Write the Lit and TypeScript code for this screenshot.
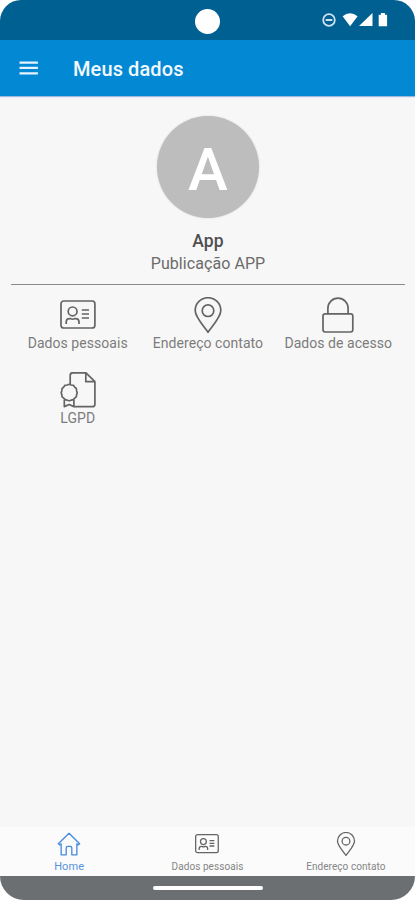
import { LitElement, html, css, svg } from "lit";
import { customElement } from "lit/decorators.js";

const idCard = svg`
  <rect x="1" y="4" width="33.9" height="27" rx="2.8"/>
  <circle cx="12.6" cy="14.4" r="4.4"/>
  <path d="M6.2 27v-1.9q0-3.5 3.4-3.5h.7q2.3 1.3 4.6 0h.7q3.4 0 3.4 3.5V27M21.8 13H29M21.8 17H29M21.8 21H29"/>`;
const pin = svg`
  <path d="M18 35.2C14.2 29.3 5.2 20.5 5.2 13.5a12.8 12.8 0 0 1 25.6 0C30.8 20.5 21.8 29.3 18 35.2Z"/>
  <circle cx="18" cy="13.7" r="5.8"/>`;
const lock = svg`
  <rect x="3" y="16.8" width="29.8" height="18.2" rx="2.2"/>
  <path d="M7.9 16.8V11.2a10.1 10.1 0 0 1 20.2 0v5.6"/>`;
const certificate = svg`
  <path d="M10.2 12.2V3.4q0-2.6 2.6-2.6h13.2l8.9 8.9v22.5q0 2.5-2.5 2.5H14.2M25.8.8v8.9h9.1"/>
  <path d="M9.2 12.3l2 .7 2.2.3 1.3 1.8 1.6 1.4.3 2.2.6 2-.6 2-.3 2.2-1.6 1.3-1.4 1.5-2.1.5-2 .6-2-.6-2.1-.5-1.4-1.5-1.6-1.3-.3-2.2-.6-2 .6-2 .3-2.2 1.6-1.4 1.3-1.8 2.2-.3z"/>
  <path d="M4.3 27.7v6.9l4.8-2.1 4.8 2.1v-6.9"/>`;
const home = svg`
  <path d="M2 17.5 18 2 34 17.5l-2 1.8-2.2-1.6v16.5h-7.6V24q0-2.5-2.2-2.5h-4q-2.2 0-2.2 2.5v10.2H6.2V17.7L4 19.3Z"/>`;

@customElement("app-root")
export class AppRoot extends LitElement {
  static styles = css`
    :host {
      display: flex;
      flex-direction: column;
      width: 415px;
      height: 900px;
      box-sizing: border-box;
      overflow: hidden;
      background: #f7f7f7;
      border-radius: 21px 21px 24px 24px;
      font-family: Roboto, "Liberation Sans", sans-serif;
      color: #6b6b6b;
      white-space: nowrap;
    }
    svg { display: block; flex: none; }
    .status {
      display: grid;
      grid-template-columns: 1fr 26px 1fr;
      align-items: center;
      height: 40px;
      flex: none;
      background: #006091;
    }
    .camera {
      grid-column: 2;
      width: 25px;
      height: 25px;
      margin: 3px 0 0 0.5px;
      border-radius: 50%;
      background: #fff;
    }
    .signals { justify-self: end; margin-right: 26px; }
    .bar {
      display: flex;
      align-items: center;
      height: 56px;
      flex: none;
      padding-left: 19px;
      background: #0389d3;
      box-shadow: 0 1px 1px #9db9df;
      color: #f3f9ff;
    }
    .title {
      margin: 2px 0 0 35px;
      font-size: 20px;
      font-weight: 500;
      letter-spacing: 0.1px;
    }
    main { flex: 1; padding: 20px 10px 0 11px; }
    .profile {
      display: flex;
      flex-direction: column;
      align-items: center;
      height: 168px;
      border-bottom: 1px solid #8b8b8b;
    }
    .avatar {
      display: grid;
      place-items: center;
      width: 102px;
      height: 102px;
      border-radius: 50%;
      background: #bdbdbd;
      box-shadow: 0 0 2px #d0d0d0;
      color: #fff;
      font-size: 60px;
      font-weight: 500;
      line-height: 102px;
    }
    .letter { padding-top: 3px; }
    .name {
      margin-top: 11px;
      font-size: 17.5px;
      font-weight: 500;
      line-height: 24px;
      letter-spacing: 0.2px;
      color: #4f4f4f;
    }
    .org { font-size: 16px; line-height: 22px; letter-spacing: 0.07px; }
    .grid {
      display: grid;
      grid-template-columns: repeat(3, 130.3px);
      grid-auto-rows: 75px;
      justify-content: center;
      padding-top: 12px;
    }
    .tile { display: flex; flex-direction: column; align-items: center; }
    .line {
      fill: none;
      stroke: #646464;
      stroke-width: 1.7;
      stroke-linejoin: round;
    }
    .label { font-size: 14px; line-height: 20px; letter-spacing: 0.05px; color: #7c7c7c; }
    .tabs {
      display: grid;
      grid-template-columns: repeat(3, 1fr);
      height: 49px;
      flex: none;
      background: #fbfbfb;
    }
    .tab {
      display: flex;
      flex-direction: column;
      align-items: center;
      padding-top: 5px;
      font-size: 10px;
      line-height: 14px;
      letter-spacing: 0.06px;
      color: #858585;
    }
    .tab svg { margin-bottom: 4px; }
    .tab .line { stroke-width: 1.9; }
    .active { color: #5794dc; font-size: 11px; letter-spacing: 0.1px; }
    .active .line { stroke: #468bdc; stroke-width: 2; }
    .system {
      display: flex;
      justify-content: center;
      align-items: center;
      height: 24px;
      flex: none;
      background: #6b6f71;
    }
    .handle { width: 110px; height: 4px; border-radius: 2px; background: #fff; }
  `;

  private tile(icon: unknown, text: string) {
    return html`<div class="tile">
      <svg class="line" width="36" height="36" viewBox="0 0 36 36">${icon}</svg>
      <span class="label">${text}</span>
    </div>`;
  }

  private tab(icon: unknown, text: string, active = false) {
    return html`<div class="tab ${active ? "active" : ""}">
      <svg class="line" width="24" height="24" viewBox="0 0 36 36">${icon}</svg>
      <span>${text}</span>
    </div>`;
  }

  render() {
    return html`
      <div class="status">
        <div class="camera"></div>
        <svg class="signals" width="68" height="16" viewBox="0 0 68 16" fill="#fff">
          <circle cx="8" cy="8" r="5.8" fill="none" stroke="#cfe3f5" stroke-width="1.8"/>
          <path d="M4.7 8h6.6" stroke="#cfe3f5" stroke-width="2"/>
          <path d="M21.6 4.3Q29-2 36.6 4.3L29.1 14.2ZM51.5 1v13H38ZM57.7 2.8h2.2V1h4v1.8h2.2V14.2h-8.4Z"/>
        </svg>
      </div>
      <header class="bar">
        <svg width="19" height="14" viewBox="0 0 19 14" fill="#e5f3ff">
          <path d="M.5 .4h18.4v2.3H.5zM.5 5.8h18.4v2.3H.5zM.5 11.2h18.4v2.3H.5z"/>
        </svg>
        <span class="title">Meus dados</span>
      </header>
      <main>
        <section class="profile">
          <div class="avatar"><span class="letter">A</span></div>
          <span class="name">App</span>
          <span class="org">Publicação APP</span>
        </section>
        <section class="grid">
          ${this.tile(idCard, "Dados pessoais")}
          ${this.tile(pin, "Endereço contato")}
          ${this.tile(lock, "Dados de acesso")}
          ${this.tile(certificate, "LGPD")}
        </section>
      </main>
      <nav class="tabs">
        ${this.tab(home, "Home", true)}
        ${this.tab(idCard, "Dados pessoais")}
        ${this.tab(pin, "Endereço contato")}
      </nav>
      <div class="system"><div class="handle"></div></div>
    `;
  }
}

• • •

● **Directions**:
Copy nothing but the lines from the top of the material through the line holding "2 34 17.5l-2", exactly as written; omit pictures.

● **Answer to this exercise**:
Write the Lit and TypeScript code for this screenshot.
import { LitElement, html, css, svg } from "lit";
import { customElement } from "lit/decorators.js";

const idCard = svg`
  <rect x="1" y="4" width="33.9" height="27" rx="2.8"/>
  <circle cx="12.6" cy="14.4" r="4.4"/>
  <path d="M6.2 27v-1.9q0-3.5 3.4-3.5h.7q2.3 1.3 4.6 0h.7q3.4 0 3.4 3.5V27M21.8 13H29M21.8 17H29M21.8 21H29"/>`;
const pin = svg`
  <path d="M18 35.2C14.2 29.3 5.2 20.5 5.2 13.5a12.8 12.8 0 0 1 25.6 0C30.8 20.5 21.8 29.3 18 35.2Z"/>
  <circle cx="18" cy="13.7" r="5.8"/>`;
const lock = svg`
  <rect x="3" y="16.8" width="29.8" height="18.2" rx="2.2"/>
  <path d="M7.9 16.8V11.2a10.1 10.1 0 0 1 20.2 0v5.6"/>`;
const certificate = svg`
  <path d="M10.2 12.2V3.4q0-2.6 2.6-2.6h13.2l8.9 8.9v22.5q0 2.5-2.5 2.5H14.2M25.8.8v8.9h9.1"/>
  <path d="M9.2 12.3l2 .7 2.2.3 1.3 1.8 1.6 1.4.3 2.2.6 2-.6 2-.3 2.2-1.6 1.3-1.4 1.5-2.1.5-2 .6-2-.6-2.1-.5-1.4-1.5-1.6-1.3-.3-2.2-.6-2 .6-2 .3-2.2 1.6-1.4 1.3-1.8 2.2-.3z"/>
  <path d="M4.3 27.7v6.9l4.8-2.1 4.8 2.1v-6.9"/>`;
const home = svg`
  <path d="M2 17.5 18 2 34 17.5l-2 1.8-2.2-1.6v16.5h-7.6V24q0-2.5-2.2-2.5h-4q-2.2 0-2.2 2.5v10.2H6.2V17.7L4 19.3Z"/>`;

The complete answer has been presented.